My visit with Jacobo ended after I delivered a talk to interested faculty of the University of Mexico about my work on the developing quantum worldview including what Jacobo and I had done. His colleagues were just like my own at the University of Oregon, very skeptical about anything that threatened the worldview of scientific materialism. A woman said, “Okay, I cannot find a logical flaw in what you are saying about the message of quantum physics. But you know, it has to be wrong.” That about summed up the reaction of all the skeptics.
Jacobo told me on the way to taking me to the airport. “They [my colleagues] don’t like me because I also delve into Shamanism.”
I couldn’t resist, “Are you familiar with Carlos Castaneda’s work? Do you know him personally?”
“I knew him quite well at one time before he became so famous. How about you? Do you have any interest in Shamanism.”
“Yes and no,” I said. “Yes, because in the eighties, at a place called Bishop in the Eastern side of the Sierras, I had attended three different sweat lodges guided by a native American shaman named Raymond Stone.”
“Haven’t heard of him,” said Jacobo.
“Oh, he was nobody famous. It is just that Dr. Wolff recommended him as a good man. And Raymond was reverential to Dr. Wolff, whom he referred to as the ‘big shaman.’” I had told Jacobo about Dr. Wolff in an earlier conversation.

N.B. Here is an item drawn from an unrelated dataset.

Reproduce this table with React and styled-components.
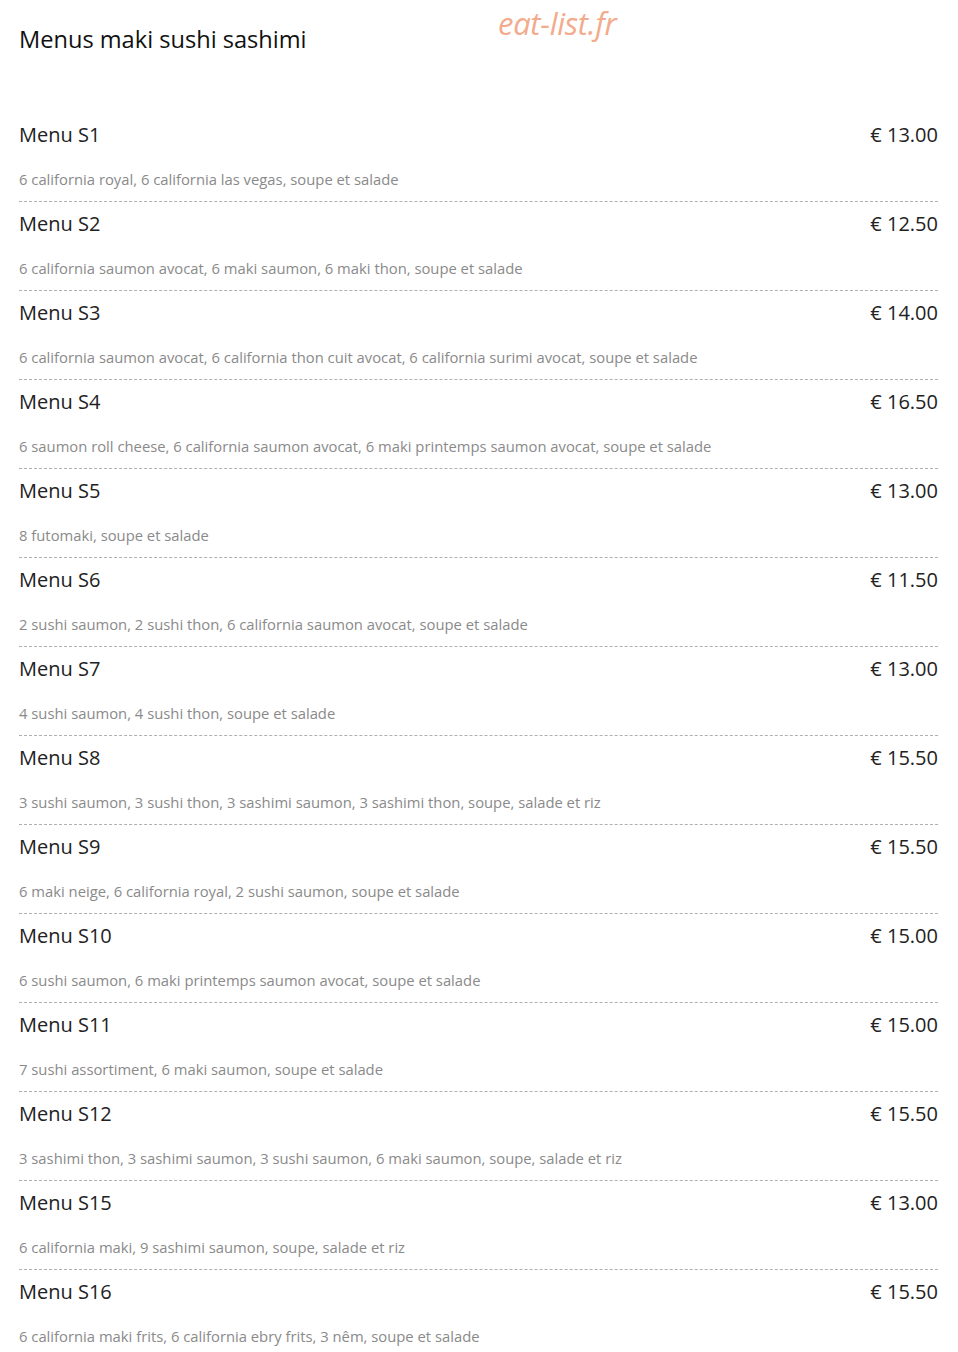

“There were movements of what people called energy in my body that I could feel. But I don’t understand energy.” I confessed.
“These energies are real, my friend,” said Jacobo gravely. Shamans can do all kind of healing because they control these energies. I knew a shaman named Pochita. I tell you, before my very eyes, she once took a man’s heart out, fixed it, and put it back. And the man was healed from his heart ailment.”
I was dumbfounded.
“Interested in researching the subject?”
“I will think about it,” is all I said.
We published the transferred potential paper, but I never could make any headway about those “energies.” Instead, we began talking about other topics for joint investigation in neuroscience using our new model of consciousness. Eventually we wrote another paper.
The first chance I got, I invited Jacobo to a consciousness conference in Bangalore in 1993. Jacobo came with his wife, and they were a hit. The researchers in Bangalore planned to replicate Jacobo’s transferred potential experiment at long distance—with one meditator in Bangalore, the other in Mexico City.
Then Jacobo disappeared. The last time that anyone could track him down was when he went to the airport in Mexico City to board a plane to his eventual destination at Bangalore to do the preliminary work on the planned inter-continental experiment. No one has heard from him since.
Sometimes, when I am by myself, I still become a little misty-eyed and think how nice it would have been to have him with us today leading the movement toward the new science paradigm. I know in my heart that if Jacobo were still alive when the paradigm did shift, he would be awarded the first Nobel prize on the subject of consciousness studies.
But you know what, that Jaco! He didn’t care much about prizes. Always a scientist, he just wanted to satisfy himself that his vision of the enchanted world was scientific.
The good news is that his pioneering experiment has now been replicated, at last count, by some two dozen different laboratories all over the world.
An epilogue: Leah and another one of Jacobo’s students Amira Valle went ahead and published a book about Jacobo, including all of Jacobo’s work, published and unpublished. I lovingly wrote the foreword of their beautiful book.